Chaos Engineering¶
Inject failures into agent systems to test resilience before production. Pisama's chaos engineering system provides 6 experiment types with safety controls.
Enable¶
Chaos engineering is feature-flagged. Enable it with:
Experiment Types¶
| Experiment | What It Does |
|---|---|
| Latency | Injects random or fixed delays (100-5000ms) on tool calls |
| Error | Returns HTTP error codes (500, 502, 503, 504) |
| Tool Unavailable | Makes specific tools fail with configurable failure modes |
| Uncooperative Agent | Agents refuse tasks or return partial output |
| Context Truncation | Simulates context window exhaustion |
| Malformed Output | Truncates or corrupts agent responses |
Each experiment supports a probability field (0.0-1.0) to control how often it triggers.
API¶
Create a Session¶
curl -X POST https://api.pisama.ai/api/v1/chaos/sessions \
-H "Authorization: Bearer $PISAMA_API_KEY" \
-H "Content-Type: application/json" \
-d '{
"experiments": [
{"type": "latency", "config": {"min_ms": 500, "max_ms": 2000}, "probability": 0.3},
{"type": "error", "config": {"codes": [500, 503]}, "probability": 0.1}
],
"targeting": {"agent_ids": ["my-agent"]},
"safety": {"max_affected_requests": 100, "auto_abort_on_cascade": true}
}'
Start / Stop / Abort¶
# Start
curl -X POST .../chaos/sessions/{id}/start
# Stop gracefully
curl -X POST .../chaos/sessions/{id}/stop
# Emergency abort
curl -X POST .../chaos/sessions/{id}/abort
List Experiment Types¶
Safety System¶
Every chaos session has safety controls:
- Blast radius levels: SINGLE_REQUEST, SINGLE_AGENT, SINGLE_TRACE, SINGLE_TENANT, MULTI_TENANT
- Max affected requests: Auto-abort if exceeded
- Cascade detection: Counts cascading errors, aborts if threshold hit
- Auto-abort: Stops experiment automatically when safety limits are breached
Configure safety per session:
{
"safety": {
"max_blast_radius": "SINGLE_TENANT",
"max_affected_requests": 50,
"cascade_threshold": 5,
"auto_abort_on_cascade": true
}
}
Targeting¶
Control which agents and tools are affected:
{
"targeting": {
"agent_ids": ["planner", "researcher"],
"tool_names": ["search", "database_query"],
"tenant_ids": ["test-tenant-123"],
"percentage": 0.5
}
}
SDK-Level Chaos Hooks¶
For injecting failures directly into agent execution (not just managing sessions via API), use the SDK chaos hooks.
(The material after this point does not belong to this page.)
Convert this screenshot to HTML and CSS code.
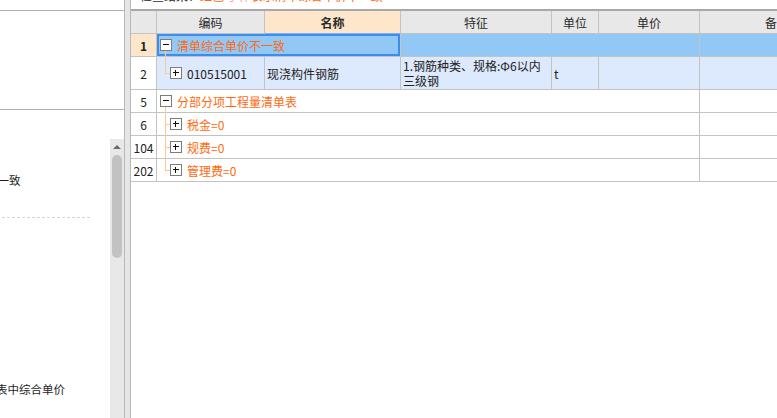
FILE: index.html
```html
<!DOCTYPE html>
<html lang="zh-CN">
<head>
<meta charset="utf-8">
<title>清单综合单价检查</title>
<link rel="stylesheet" href="styles.css">
</head>
<body>
<div class="app">
  <aside class="left">
    <div class="lp-top"></div>
    <div class="lp-mid"></div>
    <div class="lp-bottom">
      <div class="lp-content">
        <div class="lp-item"><span class="clip-a">单价不一致</span></div>
        <div class="dash"></div>
        <div class="lp-foot"><span class="clip-b">表中综合单价</span></div>
      </div>
      <div class="vscroll">
        <div class="arrow"></div>
        <div class="thumb"></div>
      </div>
    </div>
  </aside>
  <div class="splitter"></div>
  <main class="main">
    <div class="strip"><div class="strip-text"><span class="dark">检查结果：</span><span class="org">红色</span> <span class="pink">字体</span><span class="org">表示清单综合单价不一致</span></div></div>
    <div class="grid">
      <!-- header -->
      <div class="cell hd"></div>
      <div class="cell hd">编码</div>
      <div class="cell hd hd-act">名称</div>
      <div class="cell hd">特征</div>
      <div class="cell hd">单位</div>
      <div class="cell hd">单价</div>
      <div class="cell hd hd-last">备注</div>

      <!-- row 1 -->
      <div class="cell rn rn-sel">1</div>
      <div class="cell blue sel span2 parent">
        <span class="tog"><svg width="12" height="12" viewBox="0 0 12 12" shape-rendering="crispEdges"><rect x="0.5" y="0.5" width="11" height="11" fill="#fff" stroke="#7c7c7c"/><path d="M3 5.5H9" stroke="#111"/></svg></span>
        <span class="otxt">清单综合单价不一致</span>
      </div>
      <div class="cell blue span3"></div>
      <div class="cell blue"></div>

      <!-- row 2 -->
      <div class="cell rn">2</div>
      <div class="cell lblue child">
        <span class="tog"><svg width="12" height="12" viewBox="0 0 12 12" shape-rendering="crispEdges"><rect x="0.5" y="0.5" width="11" height="11" fill="#fff" stroke="#7c7c7c"/><path d="M3 5.5H9M5.5 3V9" stroke="#111"/></svg></span>
        <span class="dtxt">010515001</span>
      </div>
      <div class="cell lblue txt">现浇构件钢筋</div>
      <div class="cell lblue feat">1.钢筋种类、规格:Φ6以内<br>三级钢</div>
      <div class="cell lblue txt">t</div>
      <div class="cell lblue"></div>
      <div class="cell lblue"></div>

      <!-- row 5 -->
      <div class="cell rn">5</div>
      <div class="cell span5 parent">
        <span class="tog"><svg width="12" height="12" viewBox="0 0 12 12" shape-rendering="crispEdges"><rect x="0.5" y="0.5" width="11" height="11" fill="#fff" stroke="#7c7c7c"/><path d="M3 5.5H9" stroke="#111"/></svg></span>
        <span class="otxt">分部分项工程量清单表</span>
      </div>
      <div class="cell"></div>

      <!-- row 6 -->
      <div class="cell rn">6</div>
      <div class="cell span5 child">
        <span class="tog"><svg width="12" height="12" viewBox="0 0 12 12" shape-rendering="crispEdges"><rect x="0.5" y="0.5" width="11" height="11" fill="#fff" stroke="#7c7c7c"/><path d="M3 5.5H9M5.5 3V9" stroke="#111"/></svg></span>
        <span class="otxt">税金=0</span>
      </div>
      <div class="cell"></div>

      <!-- row 104 -->
      <div class="cell rn">104</div>
      <div class="cell span5 child">
        <span class="tog"><svg width="12" height="12" viewBox="0 0 12 12" shape-rendering="crispEdges"><rect x="0.5" y="0.5" width="11" height="11" fill="#fff" stroke="#7c7c7c"/><path d="M3 5.5H9M5.5 3V9" stroke="#111"/></svg></span>
        <span class="otxt">规费=0</span>
      </div>
      <div class="cell"></div>

      <!-- row 202 -->
      <div class="cell rn">202</div>
      <div class="cell span5 child">
        <span class="tog"><svg width="12" height="12" viewBox="0 0 12 12" shape-rendering="crispEdges"><rect x="0.5" y="0.5" width="11" height="11" fill="#fff" stroke="#7c7c7c"/><path d="M3 5.5H9M5.5 3V9" stroke="#111"/></svg></span>
        <span class="otxt">管理费=0</span>
      </div>
      <div class="cell"></div>
    </div>
  </main>
</div>
</body>
</html>
```
FILE: styles.css
```css
* { box-sizing: border-box; }
html, body { margin: 0; padding: 0; background: #fff; }
body {
  font-family: "Noto Sans CJK SC", "Noto Sans", sans-serif;
  font-size: 12px;
  color: #222;
}
.app {
  display: flex;
  width: 777px;
  height: 418px;
  overflow: hidden;
}

/* left panel */
.left {
  width: 124px;
  flex: none;
  display: flex;
  flex-direction: column;
  background: #fff;
}
.lp-top { height: 11px; border-bottom: 1px solid #b0b0b0; flex: none; }
.lp-mid { height: 99px; border-bottom: 1px solid #b0b0b0; flex: none; }
.lp-bottom { flex: 1; display: flex; min-height: 0; }
.lp-content {
  width: 110px;
  overflow: hidden;
  padding-top: 62px;
  font-size: 11.5px;
  color: #1e1e1e;
}
.lp-item, .lp-foot { line-height: 16px; white-space: nowrap; }
.clip-a { display: inline-block; margin-left: -37px; }
.dash { margin: 29px 20px 0 2px; border-top: 1px dashed #d6d6d6; height: 0; }
.lp-foot { margin-top: 163px; }
.clip-b { display: inline-block; margin-left: -4px; }
.vscroll {
  width: 14px;
  margin-top: 29px;
  background: #e8e8e8;
  display: flex;
  flex-direction: column;
  align-items: center;
}
.arrow {
  margin-top: 6px;
  width: 0; height: 0;
  border-left: 4px solid transparent;
  border-right: 4px solid transparent;
  border-bottom: 4px solid #6a6a6a;
}
.thumb {
  margin-top: 6px;
  width: 10px;
  height: 103px;
  border-radius: 5px;
  background: #c2c2c2;
}

.splitter {
  width: 7px;
  flex: none;
  background: #e6e6e6;
  border-left: 1px solid #b8b8b8;
  border-right: 1px solid #b8b8b8;
}

/* main */
.main { flex: 1; min-width: 0; overflow: hidden; }
.strip { height: 9px; overflow: hidden; padding-left: 9px; }
.strip-text { margin-top: -11px; line-height: 14px; white-space: nowrap; font-size: 12px; }
.strip-text .dark { color: #2a2a2a; }
.strip-text .org { color: #ff6a10; }
.strip-text .pink { color: #ff9aa8; }

.grid {
  display: grid;
  grid-template-columns: 26px 108px 136px 151px 47px 101px 154px;
  grid-template-rows: 23px 23px 33px 23px 23px 23px 23px;
  border-top: 2px solid #a8a8a8;
  width: max-content;
}
.cell {
  border-right: 1px solid #c3c3c3;
  border-bottom: 1px solid #c3c3c3;
  display: flex;
  align-items: center;
  white-space: nowrap;
  min-width: 0;
}
.hd {
  background: #e8e8e8;
  justify-content: center;
  color: #2a2a2a;
}
.hd-act {
  background: #fde6c9;
  font-weight: bold;
  border-bottom: 1px solid #7fb2ee;
}
.hd-last { border-right: none; }
.rn { justify-content: center; color: #222; background: #fff; }
.rn-sel { background: #fde6c9; font-weight: bold; }
.blue { background: #91c8f6; }
.lblue { background: #dde9fc; }
.sel { box-shadow: inset 0 0 0 2px #3b8df0; }
.span2 { grid-column: span 2; }
.span3 { grid-column: span 3; }
.span5 { grid-column: span 5; }

.parent { padding-left: 3px; gap: 5px; }
.child { padding-left: 13px; gap: 5px; position: relative; }
.child::before {
  content: "";
  position: absolute;
  left: 8px;
  top: -13px;
  width: 5px;
  height: calc(50% + 13px);
  border-left: 1px solid #ffc890;
  border-bottom: 1px solid #ffc890;
}
.tog {
  position: relative;
  z-index: 1;
  display: block;
  width: 12px;
  height: 12px;
  flex: none;
}
.tog svg { display: block; }
.otxt { color: #ff6a10; }
.dtxt { color: #222; }
.txt { padding-left: 2px; }
.feat {
  padding-left: 2px;
  line-height: 15px;
  white-space: normal;
  align-items: center;
  color: #222;
}
```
These intercept pre_tool_use and post_tool_use hooks in the Claude Agent SDK.
from pisama_agent_sdk import configure_bridge
from pisama_agent_sdk.chaos import (
ChaosConfig,
ToolFailure,
LatencyInjection,
ErrorInjection,
OutputCorruption,
ContextTruncation,
)
configure_bridge(
chaos=ChaosConfig(
experiments=[
ToolFailure(tools=["database_query"], probability=0.3),
LatencyInjection(min_ms=500, max_ms=3000, probability=0.2),
OutputCorruption(tools=["search"], corruption="truncate", probability=0.1),
],
safety_max_affected=50, # auto-disable after 50 affected calls
)
)
SDK Experiment Types¶
| Experiment | Phase | Effect |
|---|---|---|
ToolFailure | pre | Blocks tool call entirely |
LatencyInjection | pre | Adds delay before tool executes |
ErrorInjection | pre | Returns error response |
OutputCorruption | post | Truncates, empties, or breaks tool output |
ContextTruncation | pre | Truncates string values in tool input |
Each experiment supports:
tools: List of tool names to target (empty = all tools)agents: List of agent names to target (empty = all agents)probability: 0.0-1.0 trigger probability
Safety¶
ChaosConfig.safety_max_affected auto-disables all experiments after the limit is reached. Call config.reset() to re-enable.
Combining with Detection¶
Run chaos experiments while Pisama monitors for failures. This validates that your agents handle degraded conditions gracefully:
- Configure chaos hooks on the SDK bridge
- Run your agent workflow — tools will randomly fail/delay
- Pisama detects how the agent handles the degraded conditions
- Check detections for resilience patterns (does it retry? fall back? crash?)